Старики занимали кровать на кухне, а все молодые жили в комнате, где стояло три кровати и комод. Маме дали место на кровати с Кларой. Жили старики, как и большинство жителей Турана, небедно. Было много мяса, всякой огородины. Бабушка пекла пышные булки хлеба, сметанные шанежки, UJNJDBла наваристые щи. Мясо обычно накладывалось на большое блюдо, каждый брал, сколько хотел. Обязательно ставились на стол соленый лук и соленый чеснок. Когда мама напросилась помочь почистить картошку, бабушка удивилась, как тонко она срезает кожуру, а мама привыкла экономить продукты, их всегда было мало, хотя голодать они почти не голодали.
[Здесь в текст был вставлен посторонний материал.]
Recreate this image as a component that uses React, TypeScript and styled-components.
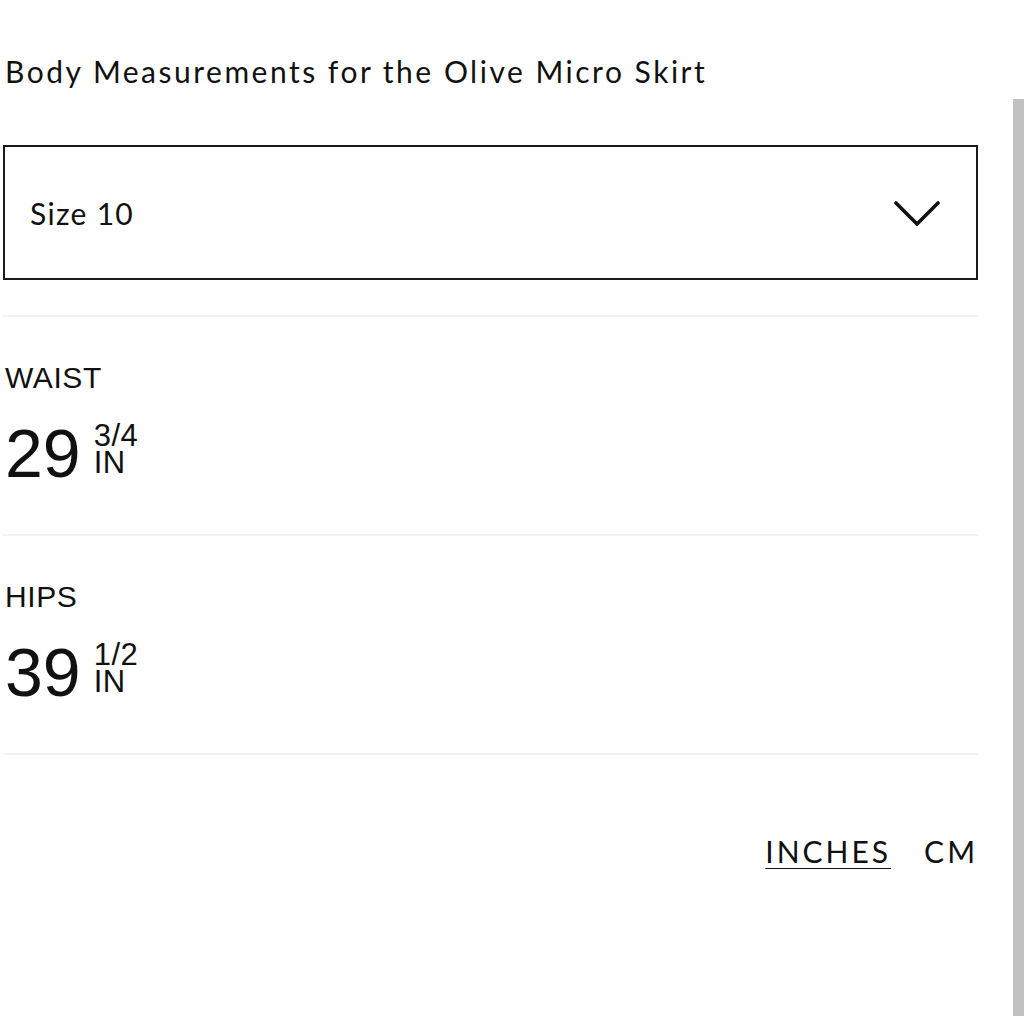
import React from "react";
import styled, { createGlobalStyle } from "styled-components";

const GlobalStyle = createGlobalStyle`
  html, body {
    margin: 0;
    padding: 0;
    background: #ffffff;
    overflow: hidden;
  }
  body {
    font-family: "Lato", "Liberation Sans", sans-serif;
    color: #111111;
  }
`;

const Page = styled.div`
  width: 975px;
  padding: 53px 0 0 3px;
  display: flex;
  flex-direction: column;
`;

const Title = styled.h1`
  margin: 0 0 0 2px;
  font-family: "Lato", sans-serif;
  font-weight: 400;
  font-size: 30px;
  letter-spacing: 2.5px;
  line-height: 36px;
  color: #111111;
`;

const SelectBox = styled.div`
  margin-top: 56px;
  height: 135px;
  box-sizing: border-box;
  border: 2px solid #1a1a1a;
  display: flex;
  align-items: center;
  justify-content: space-between;
  padding: 0 36px 0 25px;
`;

const SelectText = styled.span`
  font-family: "Lato", sans-serif;
  font-size: 30px;
  letter-spacing: 1.3px;
  color: #111111;
`;

const Divider = styled.div<{ $top: number }>`
  margin-top: ${(p) => p.$top}px;
  height: 2px;
  background: #f1f1f1;
`;

const Section = styled.section`
  padding: 43px 0 47px 0;
  display: flex;
  flex-direction: column;
  gap: 23px;
`;

const Label = styled.div`
  font-family: "Liberation Sans", Arial, sans-serif;
  font-size: 30px;
  letter-spacing: 0.6px;
  line-height: 36px;
  color: #111111;
  margin-left: 2px;
`;

const ValueRow = styled.div`
  display: flex;
  align-items: flex-start;
  gap: 13px;
  margin-left: 2px;
`;

const Whole = styled.span`
  font-family: "Liberation Sans", Arial, sans-serif;
  font-size: 68px;
  line-height: 68px;
  color: #111111;
`;

const Fraction = styled.span`
  display: flex;
  flex-direction: column;
  margin-top: 3px;
  font-family: "Liberation Sans", Arial, sans-serif;
  font-size: 31px;
  line-height: 27px;
  color: #111111;
`;

const FractionPart = styled.span`
  display: block;
  height: 27px;
  letter-spacing: 0.5px;
`;

const Units = styled.div`
  margin-top: 78px;
  display: flex;
  justify-content: flex-end;
  gap: 33px;
  padding-right: 0;
`;

const Unit = styled.span<{ $active?: boolean }>`
  font-family: "Lato", sans-serif;
  font-size: 30px;
  letter-spacing: 3px;
  line-height: 36px;
  color: #111111;
  text-decoration: ${(p) => (p.$active ? "underline" : "none")};
  text-decoration-thickness: 2px;
  text-underline-offset: 5px;
`;

const ScrollThumb = styled.div`
  position: fixed;
  right: 0;
  top: 99px;
  bottom: 0;
  width: 11px;
  background: #c1c1c1;
`;

const Chevron = () => (
  <svg width="46" height="26" viewBox="0 0 46 26" fill="none">
    <path
      d="M2 3 L23 24 L44 3"
      stroke="#111"
      strokeWidth="3.6"
      strokeLinecap="round"
      strokeLinejoin="miter"
    />
  </svg>
);

const measurements = [
  { label: "WAIST", whole: "29", frac: "3/4" },
  { label: "HIPS", whole: "39", frac: "1/2" },
];

export default function App() {
  return (
    <>
      <GlobalStyle />
      <Page>
        <Title>Body Measurements for the Olive Micro Skirt</Title>
        <SelectBox>
          <SelectText>Size 10</SelectText>
          <Chevron />
        </SelectBox>
        <Divider $top={35} />
        {measurements.map((m) => (
          <React.Fragment key={m.label}>
            <Section>
              <Label>{m.label}</Label>
              <ValueRow>
                <Whole>{m.whole}</Whole>
                <Fraction>
                  <FractionPart>{m.frac}</FractionPart>
                  <FractionPart>IN</FractionPart>
                </Fraction>
              </ValueRow>
            </Section>
            <Divider $top={0} />
          </React.Fragment>
        ))}
        <Units>
          <Unit $active>INCHES</Unit>
          <Unit>CM</Unit>
        </Units>
      </Page>
      <ScrollThumb />
    </>
  );
}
Правда, бывали времена, когда в хлеб добавляли лебеду. Это в войну, но с голоду не пухли, баба Маруся всегда находила какой-нибудь выход из положения.
Старики часто удивлялись своей постоялице: грамотная, а всю деревенскую работу умеет справлять – и косить, и у молотилки работать, и коров доить, и муку сеять. С коровами, правда, было труднее. Местные тувинские коровы были привыкшие давать молоко только после того, как ее пососет теленок, которого потом отодрать от коровы было очень трудно.
Отец с мамой разошлись, когда мне было шесть лет, а сестренке Наде только два годика. Так мама нас одна и воспитывала, замуж, пока мы не выросли, не выходила. Обоим, несмотря на мизерную библиотечную зарплату, дала высшее образование. Вот на таких женщинах, как моя мама, моя бабушка Маруся и держалась испокон веков наша матушка Россия.
Есть такая восточная мудрость: «Поблагодарим препятствия, преодолевая их, идем вперед».